John Podhoretz

John Podhoretz writes Its Time to Get Serious in Commentary, April 2013

Excerpts:

The common idea during his first term—peddled by, among others, Mitt Romney as he sought a way to criticize the president that would not offend too many people—that Obama “is a nice guy but in over his head” is entirely backward. Barack Obama almost certainly isn’t a nice guy (even his admiring biographers are consistent in describing his friendlessness and icy hauteur).

And you should only be in over your head so much. After a single statewide election, Obama has now won absolute majorities in two successive national tallies with a combined vote total of 135 million. He has much of the media in his pocket; he has his party in his thrall; he escapes responsibility for failures that would sink other politicians; he muscled the most important piece of legislation in decades into law; and with a 20 percent increase in federal spending levels, he has ended the political age in which a Democrat would say “the era of big government is over” (Bill Clinton, 1996). That isn’t luck. It’s skill. Rare skill. Political genius of a kind.

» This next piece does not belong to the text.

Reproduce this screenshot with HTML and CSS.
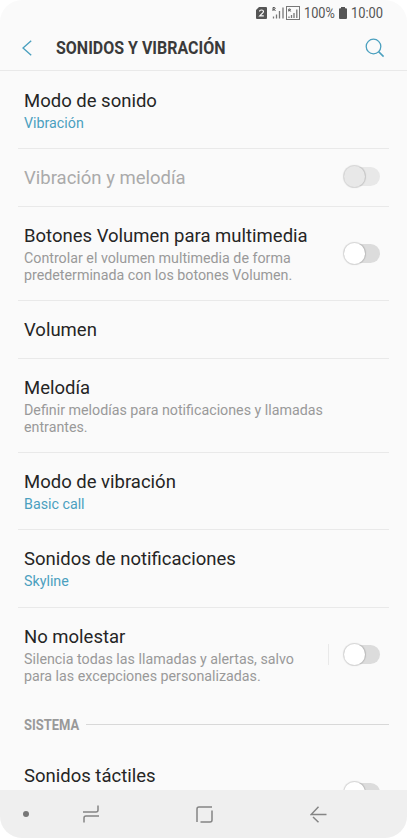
FILE: index.html
```
<!DOCTYPE html>
<html lang="es">
<head>
    <meta charset="UTF-8">
    <meta name="viewport" content="width=device-width, initial-scale=1">
    <title>Sonidos y vibración</title>
    <link rel="stylesheet" href="styles.css">
</head>
<body>
    <div class="phone">
        <div class="status-bar">
            <svg class="sim" width="11" height="12" viewBox="0 0 11 12">
                <path d="M3 0h7q1 0 1 1v10q0 1-1 1H1q-1 0-1-1V3z" fill="#555"/>
                <path d="M3.5 4.4q0-1.4 2-1.4t2 1.4q0 1-1.6 2.3L3.8 8.8h4" fill="none" stroke="#fafafa" stroke-width="1.2"/>
            </svg>
            <svg class="signal" width="28" height="14" viewBox="0 0 28 14">
                <path d="M1 5V1.5h1.2q1 0 1 .9t-1 .9H1m1.200 0L3.400 5" fill="none" stroke="#555" stroke-width="1"/>
                <path d="M1.500 10.500v2M4.500 8.500v4M7.500 5v7.500M11 1.500v11" stroke="#777" stroke-width="1.300"/>
                <rect x="14.500" y=".5" width="13" height="13" fill="none" stroke="#777"/>
                <path d="M16.800 5.500V3h1q.7 0 .7.700t-.7.700h-1m1 0l.9 1.100" fill="none" stroke="#555" stroke-width="1"/>
                <path d="M17 10.500V12M19.500 9v3M22 7v5M24.800 3.500V12" stroke="#777" stroke-width="1.300"/>
            </svg>
            <span class="percent">100%</span>
            <svg class="battery" width="8" height="12" viewBox="0 0 8 12">
                <path d="M2 0h4v1.200h1q1 0 1 1V11q0 1-1 1H1q-1 0-1-1V2.200q0-1 1-1h1z" fill="#555"/>
            </svg>
            <span class="clock">10:00</span>
        </div>

        <header class="header">
            <svg class="back" width="10" height="16" viewBox="0 0 10 16">
                <path d="M9.200.7L1 8l8.200 7.300" fill="none" stroke="#4ba0bf" stroke-width="1.400"/>
            </svg>
            <h1>SONIDOS Y VIBRACIÓN</h1>
            <svg class="search" width="20" height="20" viewBox="0 0 20 20">
                <circle cx="8.500" cy="8.500" r="7.300" fill="none" stroke="#4ba0bf" stroke-width="1.300"/>
                <path d="M13.600 13.600l5 5" stroke="#4ba0bf" stroke-width="1.500"/>
            </svg>
        </header>

        <main class="list">
            <div class="row row-sub first">
                <div class="text">
                    <div class="name">Modo de sonido</div>
                    <div class="value">Vibración</div>
                </div>
            </div>
            <div class="row row-single disabled">
                <div class="text">
                    <div class="name">Vibración y melodía</div>
                </div>
                <div class="switch"></div>
            </div>
            <div class="row row-double">
                <div class="text">
                    <div class="name">Botones Volumen para multimedia</div>
                    <div class="desc">Controlar el volumen multimedia de forma<br>predeterminada con los botones Volumen.</div>
                </div>
                <div class="switch"></div>
            </div>
            <div class="row row-single">
                <div class="text">
                    <div class="name">Volumen</div>
                </div>
            </div>
            <div class="row row-double">
                <div class="text">
                    <div class="name">Melodía</div>
                    <div class="desc">Definir melodías para notificaciones y llamadas<br>entrantes.</div>
                </div>
            </div>
            <div class="row row-sub short">
                <div class="text">
                    <div class="name">Modo de vibración</div>
                    <div class="value">Basic call</div>
                </div>
            </div>
            <div class="row row-sub">
                <div class="text">
                    <div class="name">Sonidos de notificaciones</div>
                    <div class="value">Skyline</div>
                </div>
            </div>
            <div class="row row-double last">
                <div class="text">
                    <div class="name">No molestar</div>
                    <div class="desc">Silencia todas las llamadas y alertas, salvo<br>para las excepciones personalizadas.</div>
                </div>
                <div class="separator"></div>
                <div class="switch"></div>
            </div>
            <div class="section">
                <h2>SISTEMA</h2>
                <div class="line"></div>
            </div>
            <div class="row row-cut">
                <div class="text">
                    <div class="name">Sonidos táctiles</div>
                </div>
                <div class="switch"></div>
            </div>
        </main>

        <nav class="nav-bar">
            <div class="dot"></div>
            <svg class="recents" width="16" height="18" viewBox="0 0 16 18">
                <path d="M0 7h13q2 0 2-2V.5M16 11H3q-2 0-2 2v4.500" fill="none" stroke="#858585" stroke-width="1.500"/>
            </svg>
            <svg class="home" width="17" height="17" viewBox="0 0 17 17">
                <path d="M16 1H3Q1 1 1 3v13M4.500 16H14q2 0 2-2V4.500" fill="none" stroke="#858585" stroke-width="1.500"/>
            </svg>
            <svg class="return" width="17" height="17" viewBox="0 0 17 17">
                <path d="M16.500 8.500H1.200L8.500.8M3 11l5.500 5.300" fill="none" stroke="#858585" stroke-width="1.500"/>
            </svg>
        </nav>
    </div>
</body>
</html>
```
FILE: styles.css
```
body {
    margin: 0;
    background: #fff;
    font-family: Roboto, Arial, sans-serif;
}

.phone {
    display: flex;
    flex-direction: column;
    width: 407px;
    height: 838px;
    background: #fafafa;
    border-radius: 22px;
    overflow: hidden;
}

.status-bar {
    display: flex;
    align-items: center;
    flex: none;
    height: 26px;
    padding-left: 256px;
    font-size: 14px;
    color: #555;
    white-space: nowrap;
}

.status-bar svg {
    flex: none;
}

.signal {
    margin-left: 5px;
}

.percent {
    width: 31px;
    margin-left: 4px;
    transform: scaleX(0.91);
    transform-origin: left;
}

.battery {
    margin-left: 4px;
}

.clock {
    margin-left: 4px;
    transform: scaleX(0.92);
    transform-origin: left;
}

.header {
    display: flex;
    align-items: center;
    flex: none;
    box-sizing: border-box;
    height: 45px;
    padding: 0 22px;
    border-bottom: 1px solid #e9e9e9;
}

.header h1 {
    flex: 1;
    margin: 0 0 0 24px;
    font-size: 18px;
    font-weight: bold;
    line-height: 24px;
    color: #3a3a3a;
    white-space: nowrap;
    transform: scaleX(0.888);
    transform-origin: left;
}

.list {
    flex: 1;
    min-height: 0;
    padding: 0 18px;
    overflow: hidden;
}

.row {
    display: flex;
    box-sizing: border-box;
    padding: 18px 9px 0 6px;
    border-bottom: 1px solid #e9e9e9;
}

.row-sub {
    height: 78px;
}

.row-sub.short {
    height: 77px;
}

.row-sub.first {
    padding-top: 19px;
}

.row-single {
    height: 58px;
}

.row-double {
    height: 94px;
}

.last,
.row-cut {
    border-bottom: none;
}

.text {
    flex: 1;
    white-space: nowrap;
}

.name {
    font-size: 18.5px;
    line-height: 23px;
    color: #252525;
}

.value,
.desc {
    margin-top: 2px;
    font-size: 14.26px;
    line-height: 17px;
    color: #999;
}

.value {
    color: #4ba0bf;
}

.disabled .name {
    color: #aaa;
}

.switch {
    flex: none;
    position: relative;
    width: 36px;
    height: 19px;
    border-radius: 10px;
    background: #dcdcdc;
}

.switch::before {
    content: "";
    position: absolute;
    top: -1px;
    left: 0;
    width: 21px;
    height: 21px;
    border-radius: 50%;
    background: #fff;
    box-shadow: 0 0 1px 1px rgba(0, 0, 0, 0.15);
}

.row-double .switch {
    margin-top: 19px;
}

.disabled .switch,
.disabled .switch::before {
    background: #e8e8e8;
}

.separator {
    width: 1px;
    height: 21px;
    margin: 18px 15px 0 0;
    background: #e9e9e9;
}

.section {
    display: flex;
    align-items: center;
    height: 45px;
    padding-left: 6px;
}

.section h2 {
    width: 62px;
    margin: 0;
    font-size: 14px;
    font-weight: bold;
    color: #999;
    transform: scaleX(0.925);
    transform-origin: left;
}

.section .line {
    flex: 1;
    height: 1px;
    background: #d8d8d8;
}

.row-cut .switch {
    margin-top: 18px;
}

.nav-bar {
    display: flex;
    align-items: center;
    flex: none;
    height: 48px;
    padding-left: 23px;
    background: #efefef;
}

.dot {
    width: 6px;
    height: 6px;
    border-radius: 50%;
    background: #777;
}

.recents {
    margin-left: 54px;
}

.home {
    margin-left: 97px;
}

.return {
    margin-left: 97px;
}
```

Meanwhile, that vaunted private-sector genius Mitt Romney proved to be so inept as the chief executive of his own campaign that his polling was based on faulty assumptions that could easily have been corrected, his get-out-the-vote machine failed because it had never been tested, and his Facebook page crashed. (Not to kick a fellow when he’s down, but this would seem to give the lie to the idea, voiced frequently in the wake of his defeat, that Romney would have been a good president because he is so competent a manager.)

The notion that Obama is a dangerous extremist helps him, because it makes him seem reasonable and his critics foolish. It also helps those who peddle it, because it makes them notorious and helps them sell their wares. But it has done perhaps irreparable harm to the central conservative cause of the present moment—making the case that Obama’s social-democratic statism is setting the United States on a course for disaster and that his anti-exceptionalist foreign policy is setting the world on a course for nihilistic chaos. Those are serious arguments, befitting a serious antagonist. They may not sell gold coins as quickly and as well as excessive alarmism, but they have the inestimable advantage of being true..

HKO

I count myself as one of many who underestimated the president’s success.  I thought his first election was a fluke- the result of war fatigue,  inept opposition, and an economic collapse time perfectly to propel him in to office before we has the vision of hindsight to fully understand it.

But his re-election AFTER the imposition of unpopular policies and with the economy still in stagnation merits more serious thought.  The political prowess of the president and his Democratic machine and the continuing ineptitude of yet another candidate requires more than just a rethinking of the GOP.  It is lethal to underestimate your opponent.